• **Raw records**:
- - -
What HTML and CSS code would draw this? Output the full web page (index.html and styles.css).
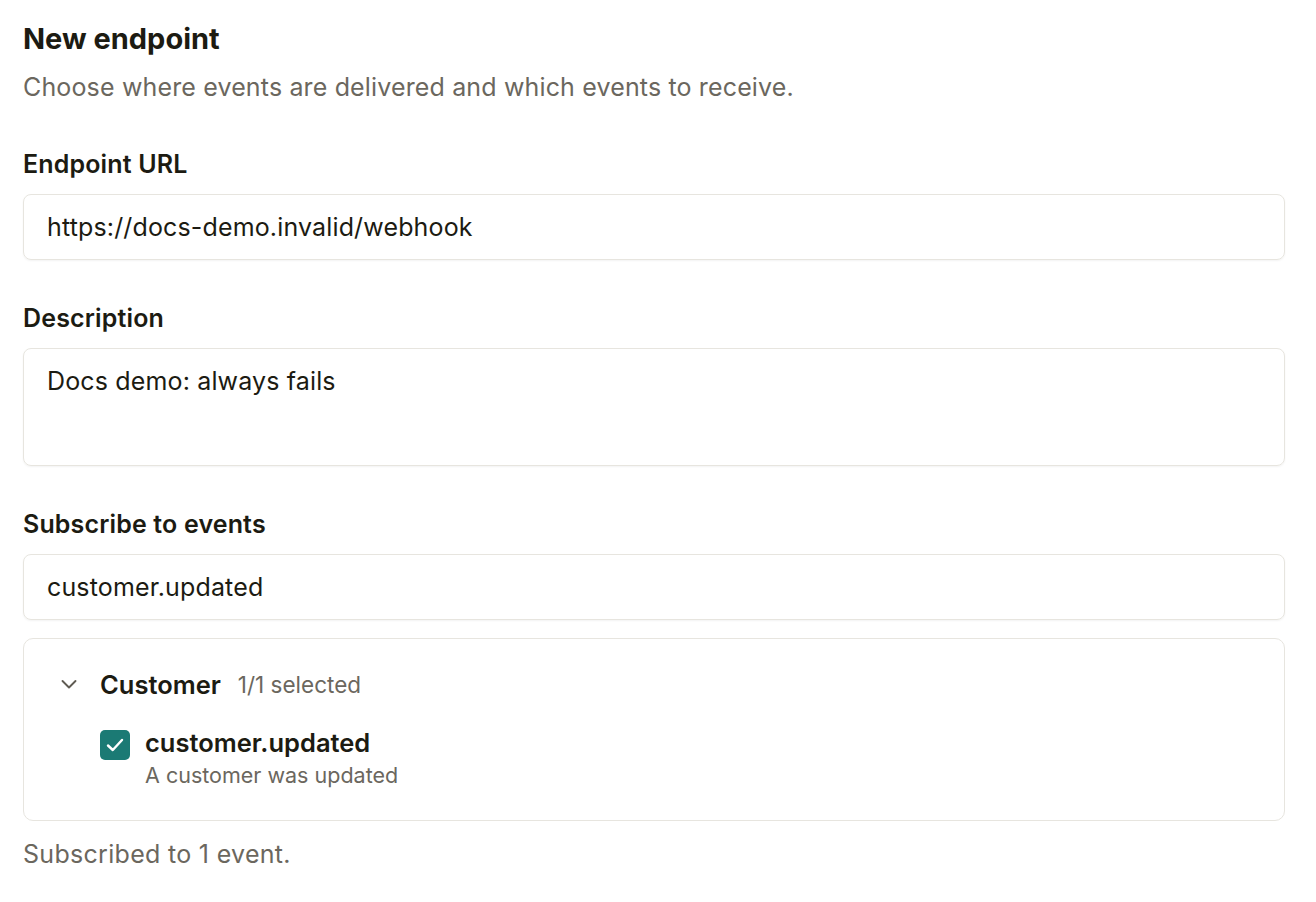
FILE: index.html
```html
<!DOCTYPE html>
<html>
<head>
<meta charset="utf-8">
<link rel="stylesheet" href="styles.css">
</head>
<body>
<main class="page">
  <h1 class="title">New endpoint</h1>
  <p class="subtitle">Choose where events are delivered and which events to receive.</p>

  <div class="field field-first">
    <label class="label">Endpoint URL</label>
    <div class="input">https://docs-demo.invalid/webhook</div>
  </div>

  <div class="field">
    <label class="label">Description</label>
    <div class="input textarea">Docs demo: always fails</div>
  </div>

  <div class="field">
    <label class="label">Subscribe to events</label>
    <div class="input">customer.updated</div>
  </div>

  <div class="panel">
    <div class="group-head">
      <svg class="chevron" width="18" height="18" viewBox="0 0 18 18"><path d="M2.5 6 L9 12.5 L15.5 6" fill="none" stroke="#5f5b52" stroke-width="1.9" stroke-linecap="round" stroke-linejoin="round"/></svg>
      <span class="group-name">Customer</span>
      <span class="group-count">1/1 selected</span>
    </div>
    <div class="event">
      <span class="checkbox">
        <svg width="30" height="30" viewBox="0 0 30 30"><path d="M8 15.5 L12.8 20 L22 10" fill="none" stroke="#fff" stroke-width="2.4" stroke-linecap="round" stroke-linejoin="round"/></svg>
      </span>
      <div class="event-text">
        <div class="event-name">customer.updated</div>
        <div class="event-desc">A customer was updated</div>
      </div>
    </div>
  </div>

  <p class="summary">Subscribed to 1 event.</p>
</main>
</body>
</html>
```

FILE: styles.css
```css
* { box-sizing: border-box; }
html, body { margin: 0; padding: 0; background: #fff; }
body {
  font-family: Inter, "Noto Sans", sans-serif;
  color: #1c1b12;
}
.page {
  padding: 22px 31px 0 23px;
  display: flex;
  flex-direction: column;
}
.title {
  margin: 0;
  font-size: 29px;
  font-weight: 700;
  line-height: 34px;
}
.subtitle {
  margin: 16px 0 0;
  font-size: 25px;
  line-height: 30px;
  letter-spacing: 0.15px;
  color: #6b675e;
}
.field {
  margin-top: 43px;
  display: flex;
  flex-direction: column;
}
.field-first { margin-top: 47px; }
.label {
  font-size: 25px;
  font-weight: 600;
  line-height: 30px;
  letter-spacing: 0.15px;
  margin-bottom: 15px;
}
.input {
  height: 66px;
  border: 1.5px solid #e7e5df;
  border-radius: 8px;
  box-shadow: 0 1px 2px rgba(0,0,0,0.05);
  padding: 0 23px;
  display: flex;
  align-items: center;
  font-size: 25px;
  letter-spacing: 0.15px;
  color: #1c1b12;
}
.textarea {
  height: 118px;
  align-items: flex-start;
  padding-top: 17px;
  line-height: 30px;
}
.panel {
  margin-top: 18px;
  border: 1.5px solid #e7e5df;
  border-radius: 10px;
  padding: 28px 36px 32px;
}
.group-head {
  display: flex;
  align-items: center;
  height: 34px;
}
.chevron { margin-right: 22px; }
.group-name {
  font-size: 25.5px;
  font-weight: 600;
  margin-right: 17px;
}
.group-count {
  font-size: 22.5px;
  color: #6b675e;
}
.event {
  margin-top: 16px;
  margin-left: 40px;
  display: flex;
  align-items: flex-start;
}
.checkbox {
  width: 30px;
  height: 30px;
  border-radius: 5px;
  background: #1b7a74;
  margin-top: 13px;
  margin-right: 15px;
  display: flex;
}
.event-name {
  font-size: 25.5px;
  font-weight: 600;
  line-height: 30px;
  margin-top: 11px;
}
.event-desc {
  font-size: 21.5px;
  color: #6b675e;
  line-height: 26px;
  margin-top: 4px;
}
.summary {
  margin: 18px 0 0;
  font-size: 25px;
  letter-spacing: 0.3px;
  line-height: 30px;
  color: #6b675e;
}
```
- - -
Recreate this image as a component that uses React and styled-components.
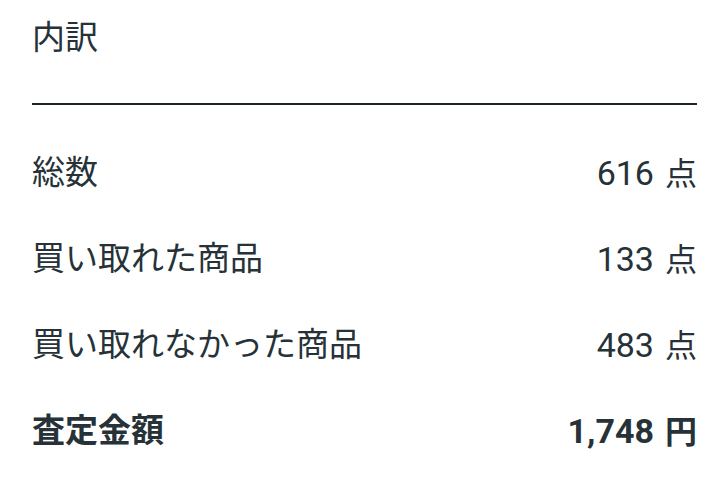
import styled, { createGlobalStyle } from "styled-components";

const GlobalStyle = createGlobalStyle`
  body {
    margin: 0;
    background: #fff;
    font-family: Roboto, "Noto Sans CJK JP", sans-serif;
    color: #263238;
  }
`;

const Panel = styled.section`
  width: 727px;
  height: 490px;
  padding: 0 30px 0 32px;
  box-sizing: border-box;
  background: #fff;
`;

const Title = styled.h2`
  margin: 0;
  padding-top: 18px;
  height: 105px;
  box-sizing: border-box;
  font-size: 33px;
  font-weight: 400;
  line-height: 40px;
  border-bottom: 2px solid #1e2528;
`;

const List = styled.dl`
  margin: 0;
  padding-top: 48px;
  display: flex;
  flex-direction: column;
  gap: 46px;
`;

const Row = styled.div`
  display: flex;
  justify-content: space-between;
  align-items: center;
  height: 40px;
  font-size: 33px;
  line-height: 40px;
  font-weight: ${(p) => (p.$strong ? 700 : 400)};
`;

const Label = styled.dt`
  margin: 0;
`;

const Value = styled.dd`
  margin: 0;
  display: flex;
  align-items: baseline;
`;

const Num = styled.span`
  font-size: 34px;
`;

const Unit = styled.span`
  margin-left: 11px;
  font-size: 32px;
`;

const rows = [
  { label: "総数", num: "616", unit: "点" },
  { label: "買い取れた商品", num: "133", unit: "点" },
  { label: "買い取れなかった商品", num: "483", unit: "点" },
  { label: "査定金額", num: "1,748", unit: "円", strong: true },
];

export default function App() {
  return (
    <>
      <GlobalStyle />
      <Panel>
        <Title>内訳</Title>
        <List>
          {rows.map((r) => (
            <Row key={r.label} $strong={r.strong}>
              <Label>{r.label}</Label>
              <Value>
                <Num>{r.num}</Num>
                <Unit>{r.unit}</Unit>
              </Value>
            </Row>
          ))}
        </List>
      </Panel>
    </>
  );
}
- - -
• **Exercise instructions**: Pull out all lines from the entries above that include the word "styles".

• **Reply to the exercise**:
What HTML and CSS code would draw this? Output the full web page (index.html and styles.css).
<link rel="stylesheet" href="styles.css">
FILE: styles.css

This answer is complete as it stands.